We lived in that house on Summerlin from the time I was a toddler until the summer after first grade. 

My sister and I learned to avoid the corner of the yard where the sticky burrs grew. We watched the skies for those afternoon thunderstorms that stirred up the jasmine, whose sweet odor swelled in the humid sunshine that followed those quick downpours. 

Cleavers are one of the first plants to start growing in Central Texas every year.

We were small enough to crawl into this small cluster of trees in our backyard that became our own secret garden. That’s where we made buckets of stone soup, using every dried spice we could find in my mom’s cupboard to mix with leaves, twigs, sand, grasshoppers, roly-polies and anything else we could find within the perimeter of that wooden fence. 

I’ll never forget that last May in Florida because I spent the last two weeks of the school year at home with mono, which felt like an eternity when I was 7. 

When I was finally healthy enough to go outside again, I remember laying on a blanket, looking up at the underside of the tree canopy that shaded our front yard and crying at how beautiful the leaves looked against the sky. 

I’ve had countless experiences like that in the years since. Moments when I’m reminded that I, too, am part of nature.

As a food writer, this love of nature came in handy. My job gave me an excuse to swap out office flats for tennis shoes and head to some woodsy part of the state to interview farmers — and cheesemakers, beermakers, butchers and herbalists — fellow humans who love living in constant communication with the natural world around them. 

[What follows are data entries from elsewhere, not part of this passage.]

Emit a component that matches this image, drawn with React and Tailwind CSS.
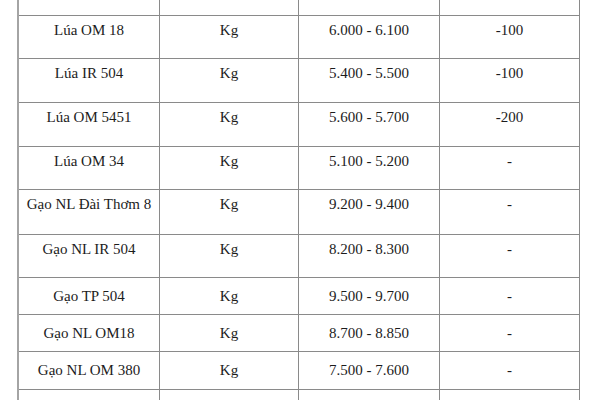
import React from "react";

const rows = [
  { name: "Lúa OM 18", price: "6.000 - 6.100", change: "-100", cls: "h-[42px] pt-[6px]" },
  { name: "Lúa IR 504", price: "5.400 - 5.500", change: "-100", cls: "h-[43px] pt-[6px]" },
  { name: "Lúa OM 5451", price: "5.600 - 5.700", change: "-200", cls: "h-[43px] pt-[6px]" },
  { name: "Lúa OM 34", price: "5.100 - 5.200", change: "-", cls: "h-[42px] pt-[6px]" },
  { name: "Gạo NL Đài Thơm 8", price: "9.200 - 9.400", change: "-", cls: "h-[44px] pt-[6px]" },
  { name: "Gạo NL IR 504", price: "8.200 - 8.300", change: "-", cls: "h-[42px] pt-[6px]" },
  { name: "Gạo TP 504", price: "9.500 - 9.700", change: "-", cls: "h-[36px] pt-[10px]" },
  { name: "Gạo NL OM18", price: "8.700 - 8.850", change: "-", cls: "h-[36px] pt-[10px]" },
  { name: "Gạo NL OM 380", price: "7.500 - 7.600", change: "-", cls: "h-[37px] pt-[10px]" },
  { name: "Gạo NL OM 5451", price: "8.650 - 8.750", change: "-", cls: "h-[40px] pt-[8px]" },
];

function Row({ cells, cls }) {
  return (
    <div className="grid grid-cols-[141px_139px_141px_140px] border-b border-[#8a8a8a]">
      {cells.map((c, i) => (
        <div
          key={i}
          className={`${cls} border-r border-[#8a8a8a] text-center leading-[17px]`}
        >
          {c}
        </div>
      ))}
    </div>
  );
}

export default function App() {
  return (
    <div className="w-[600px] h-[400px] overflow-hidden bg-white text-[15px] text-[#1c1c1c] [font-family:'Liberation_Serif',serif]">
      <div className="ml-[17px] w-[563px] border-l-2 border-[#a4a4a4]">
        <div className="grid grid-cols-[141px_139px_141px_140px] border-b border-[#8a8a8a]">
          <div className="h-[15px] border-r border-[#8a8a8a]" />
          <div className="h-[15px] border-r border-[#8a8a8a]" />
          <div className="h-[15px] border-r border-[#8a8a8a]" />
          <div className="h-[15px] border-r border-[#8a8a8a]" />
        </div>
        {rows.map((r, i) => (
          <Row key={i} cls={r.cls} cells={[r.name, "Kg", r.price, r.change]} />
        ))}
      </div>
    </div>
  );
}
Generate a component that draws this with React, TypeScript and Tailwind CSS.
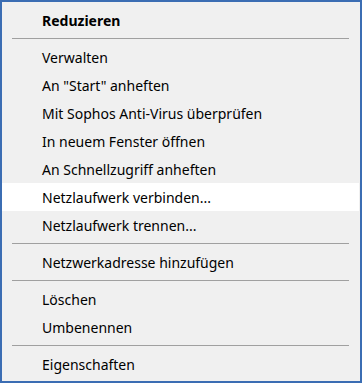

I always knew I was one of them. 

So, no wonder I was quick to write about companies like the wildcraft brewery Beerburg or Cat Spring Yaupon Tea, the state’s first yaupon tea company, or everything you can make with loquats. 

One of my herbalism school friends has a jump start on categorizing her herbs.

Just last December, I wrote a profile of the moringa farmers in Bastrop who run Miracle Garden for Texas Monthly. That conversation with Sunny Huang — which touched on grief, God and growing deep roots — shifted something inside me. Or planted a seed inside me. Or fertilized one that was already growing. 

Last month, I signed up for an herbalism program at a local herbal medicine school. It’s a four-month program that might expand to eight, and I’m not sure exactly what I plan to do with all these tinctures and teas and infusions that are already starting to fill my cabinets.